------ Raw data ------
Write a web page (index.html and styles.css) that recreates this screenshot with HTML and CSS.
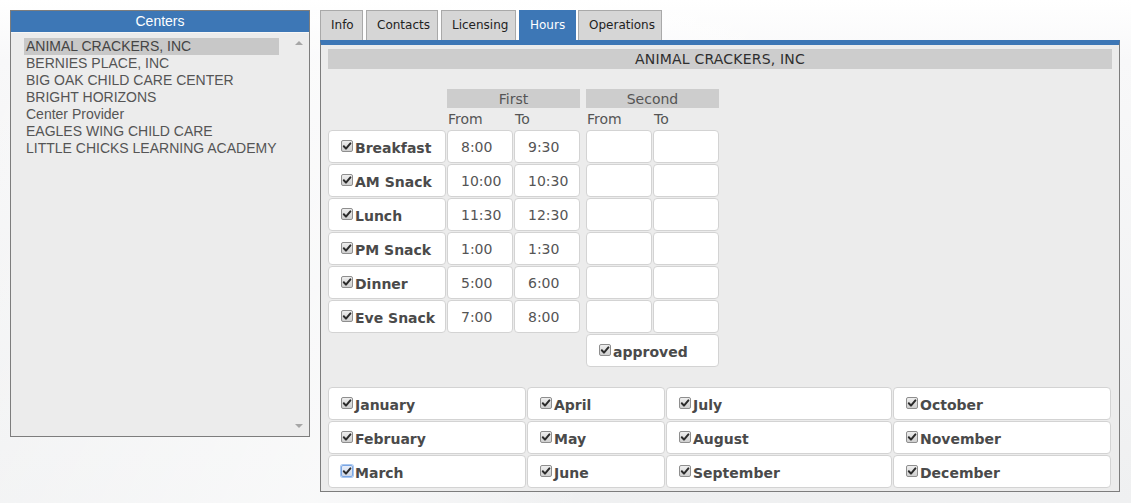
FILE: index.html
```html
<!DOCTYPE html>
<html>
<head>
<meta charset="utf-8">
<link rel="stylesheet" href="styles.css">
</head>
<body>
<div class="page">
  <aside class="centers">
    <div class="centers-title">Centers</div>
    <div class="listbox">
      <ul class="list">
        <li class="selected">ANIMAL CRACKERS, INC</li>
        <li>BERNIES PLACE, INC</li>
        <li>BIG OAK CHILD CARE CENTER</li>
        <li>BRIGHT HORIZONS</li>
        <li>Center Provider</li>
        <li>EAGLES WING CHILD CARE</li>
        <li>LITTLE CHICKS LEARNING ACADEMY</li>
      </ul>
      <div class="scroll">
        <span class="arrow up"></span>
        <span class="arrow down"></span>
      </div>
    </div>
  </aside>

  <main class="detail">
    <nav class="tabs">
      <span class="tab">Info</span>
      <span class="tab">Contacts</span>
      <span class="tab">Licensing</span>
      <span class="tab active">Hours</span>
      <span class="tab">Operations</span>
    </nav>
    <section class="panel">
      <div class="title-bar">ANIMAL CRACKERS, INC</div>

      <div class="hours">
        <div></div>
        <div class="group-head span2">First</div>
        <div></div>
        <div class="group-head span2">Second</div>

        <div></div>
        <div class="sub">From</div>
        <div class="sub">To</div>
        <div></div>
        <div class="sub">From</div>
        <div class="sub">To</div>

        <div class="cell label"><span class="cb"><svg viewBox="0 0 10 10"><path d="M1.8 5.2 L4 7.6 L8.4 2.4"/></svg></span>Breakfast</div>
        <div class="cell time">8:00</div><div class="cell time">9:30</div><div></div><div class="cell"></div><div class="cell"></div>

        <div class="cell label"><span class="cb"><svg viewBox="0 0 10 10"><path d="M1.8 5.2 L4 7.6 L8.4 2.4"/></svg></span>AM Snack</div>
        <div class="cell time">10:00</div><div class="cell time">10:30</div><div></div><div class="cell"></div><div class="cell"></div>

        <div class="cell label"><span class="cb"><svg viewBox="0 0 10 10"><path d="M1.8 5.2 L4 7.6 L8.4 2.4"/></svg></span>Lunch</div>
        <div class="cell time">11:30</div><div class="cell time">12:30</div><div></div><div class="cell"></div><div class="cell"></div>

        <div class="cell label"><span class="cb"><svg viewBox="0 0 10 10"><path d="M1.8 5.2 L4 7.6 L8.4 2.4"/></svg></span>PM Snack</div>
        <div class="cell time">1:00</div><div class="cell time">1:30</div><div></div><div class="cell"></div><div class="cell"></div>

        <div class="cell label"><span class="cb"><svg viewBox="0 0 10 10"><path d="M1.8 5.2 L4 7.6 L8.4 2.4"/></svg></span>Dinner</div>
        <div class="cell time">5:00</div><div class="cell time">6:00</div><div></div><div class="cell"></div><div class="cell"></div>

        <div class="cell label"><span class="cb"><svg viewBox="0 0 10 10"><path d="M1.8 5.2 L4 7.6 L8.4 2.4"/></svg></span>Eve Snack</div>
        <div class="cell time">7:00</div><div class="cell time">8:00</div><div></div><div class="cell"></div><div class="cell"></div>

        <div></div><div></div><div></div><div></div>
        <div class="cell label span2"><span class="cb"><svg viewBox="0 0 10 10"><path d="M1.8 5.2 L4 7.6 L8.4 2.4"/></svg></span>approved</div>
      </div>

      <div class="months">
        <div class="cell label"><span class="cb"><svg viewBox="0 0 10 10"><path d="M1.8 5.2 L4 7.6 L8.4 2.4"/></svg></span>January</div>
        <div class="cell label"><span class="cb"><svg viewBox="0 0 10 10"><path d="M1.8 5.2 L4 7.6 L8.4 2.4"/></svg></span>April</div>
        <div class="cell label"><span class="cb"><svg viewBox="0 0 10 10"><path d="M1.8 5.2 L4 7.6 L8.4 2.4"/></svg></span>July</div>
        <div class="cell label"><span class="cb"><svg viewBox="0 0 10 10"><path d="M1.8 5.2 L4 7.6 L8.4 2.4"/></svg></span>October</div>

        <div class="cell label"><span class="cb"><svg viewBox="0 0 10 10"><path d="M1.8 5.2 L4 7.6 L8.4 2.4"/></svg></span>February</div>
        <div class="cell label"><span class="cb"><svg viewBox="0 0 10 10"><path d="M1.8 5.2 L4 7.6 L8.4 2.4"/></svg></span>May</div>
        <div class="cell label"><span class="cb"><svg viewBox="0 0 10 10"><path d="M1.8 5.2 L4 7.6 L8.4 2.4"/></svg></span>August</div>
        <div class="cell label"><span class="cb"><svg viewBox="0 0 10 10"><path d="M1.8 5.2 L4 7.6 L8.4 2.4"/></svg></span>November</div>

        <div class="cell label"><span class="cb focus"><svg viewBox="0 0 10 10"><path d="M1.8 5.2 L4 7.6 L8.4 2.4"/></svg></span>March</div>
        <div class="cell label"><span class="cb"><svg viewBox="0 0 10 10"><path d="M1.8 5.2 L4 7.6 L8.4 2.4"/></svg></span>June</div>
        <div class="cell label"><span class="cb"><svg viewBox="0 0 10 10"><path d="M1.8 5.2 L4 7.6 L8.4 2.4"/></svg></span>September</div>
        <div class="cell label"><span class="cb"><svg viewBox="0 0 10 10"><path d="M1.8 5.2 L4 7.6 L8.4 2.4"/></svg></span>December</div>
      </div>
    </section>
  </main>
</div>
</body>
</html>
```

FILE: styles.css
```css
* { box-sizing: border-box; }

html, body {
  margin: 0;
  height: 100%;
}

body {
  background:
    linear-gradient(115deg, rgba(255,255,255,0) 0%, rgba(255,255,255,0.6) 40%, rgba(255,255,255,0) 60%),
    linear-gradient(180deg, #ffffff 0px, #f8f8f9 60px, #eff0f1 503px);
  font-family: "DejaVu Sans", Verdana, sans-serif;
  color: #4f4f4f;
  overflow: hidden;
}

.page {
  display: flex;
  align-items: flex-start;
  gap: 10px;
  padding: 10px;
}

/* ---------- Centers list ---------- */
.centers {
  width: 300px;
  height: 427px;
  border: 1px solid #7d7d7d;
  display: flex;
  flex-direction: column;
  background: #ececec;
}

.centers-title {
  height: 21px;
  background: #3d77b6;
  color: #ffffff;
  font-family: "Liberation Sans", Arial, sans-serif;
  font-size: 14px;
  line-height: 21px;
  text-align: center;
}

.listbox {
  flex: 1;
  display: flex;
  border-top: 1px solid #f7f7f7;
  background: #ececec;
}

.list {
  list-style: none;
  margin: 0;
  padding: 5px 0 0 13px;
  flex: 1;
  font-family: "Liberation Sans", Arial, sans-serif;
  font-size: 14px;
  color: #555555;
}

.list li {
  height: 17px;
  line-height: 17px;
  width: 255px;
  padding-left: 2px;
  white-space: nowrap;
}

.list li.selected {
  background: #c8c8c8;
  color: #444444;
}

.scroll {
  width: 20px;
  display: flex;
  flex-direction: column;
  justify-content: space-between;
  align-items: center;
  padding: 8px 0 8px 0;
}

.arrow {
  width: 0;
  height: 0;
  border-left: 4px solid transparent;
  border-right: 4px solid transparent;
}
.arrow.up { border-bottom: 4px solid #a6a6a6; }
.arrow.down { border-top: 4px solid #a6a6a6; }

/* ---------- Detail ---------- */
.detail {
  width: 800px;
  display: flex;
  flex-direction: column;
}

.tabs {
  display: flex;
  gap: 3px;
  height: 30px;
}

.tab {
  display: flex;
  align-items: center;
  padding: 0 10px 2px 10px;
  background: #d6d6d6;
  border: 1px solid #a9a9a9;
  border-bottom: none;
  font-size: 12px;
  color: #222222;
}

.tab:nth-child(1) { width: 43px; padding: 0 0 2px 10px; }
.tab:nth-child(2) { width: 72px; }
.tab:nth-child(3) { width: 75px; }
.tab:nth-child(4) { width: 57px; }
.tab:nth-child(5) { width: 84px; margin-left: -1px; }

.tab.active {
  background: #3d77b6;
  border-color: #3d77b6;
  color: #ffffff;
}

.panel {
  height: 452px;
  background: #ececec;
  border-top: 5px solid #3d77b6;
  border-left: 1px solid #7d7d7d;
  border-right: 1px solid #7d7d7d;
  border-bottom: 1px solid #7d7d7d;
  padding: 4px 7px 0 7px;
}

.title-bar {
  height: 20px;
  background: #cdcdcd;
  text-align: center;
  font-size: 14px;
  line-height: 20px;
  color: #2f2f2f;
  letter-spacing: 0.2px;
}

/* ---------- Hours grid ---------- */
.hours {
  margin-top: 20px;
  display: grid;
  grid-template-columns: 118px 66px 66px 4px 66px 66px;
  grid-template-rows: 19px 20px repeat(7, 33px);
  column-gap: 1px;
  row-gap: 1px;
}

.span2 { grid-column: span 2; }

.group-head {
  background: #cdcdcd;
  text-align: center;
  font-size: 14px;
  line-height: 20px;
  color: #555555;
}

.sub {
  font-size: 14px;
  color: #555555;
  display: flex;
  align-items: center;
  padding-left: 1px;
}

.cell {
  background: #ffffff;
  border: 1px solid #d3d3d3;
  border-radius: 4px;
  display: flex;
  align-items: center;
}

.cell.time {
  padding-left: 13px;
  font-size: 14px;
  color: #555555;
}

.cell.label {
  padding-left: 12px;
  font-weight: bold;
  font-size: 14px;
  color: #4a4a4a;
  padding-top: 2px;
}

.cb {
  width: 12px;
  height: 12px;
  margin-right: 2px;
  margin-top: -3px;
  border: 1px solid #8e8e8e;
  border-radius: 2px;
  background: linear-gradient(#eeeeee, #cfcfcf);
  display: inline-flex;
  align-items: center;
  justify-content: center;
  flex: none;
}

.cb svg {
  width: 10px;
  height: 10px;
}

.cb svg path {
  fill: none;
  stroke: #2b2b2b;
  stroke-width: 2;
  stroke-linecap: round;
  stroke-linejoin: round;
}

.cb.focus {
  border-color: #7ba6e3;
  box-shadow: 0 0 0 1px #a9c7f0;
  background: linear-gradient(#e8eefa, #cfd7e6);
}

/* ---------- Months grid ---------- */
.months {
  margin-top: 20px;
  display: grid;
  grid-template-columns: 198px 138px 226px 218px;
  grid-template-rows: repeat(3, 33px);
  column-gap: 1px;
  row-gap: 1px;
}
```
------
→ Requirement
Copy each line that holds the word "page".

→ Answer in full
Write a web page (index.html and styles.css) that recreates this screenshot with HTML and CSS.
<div class="page">
.page {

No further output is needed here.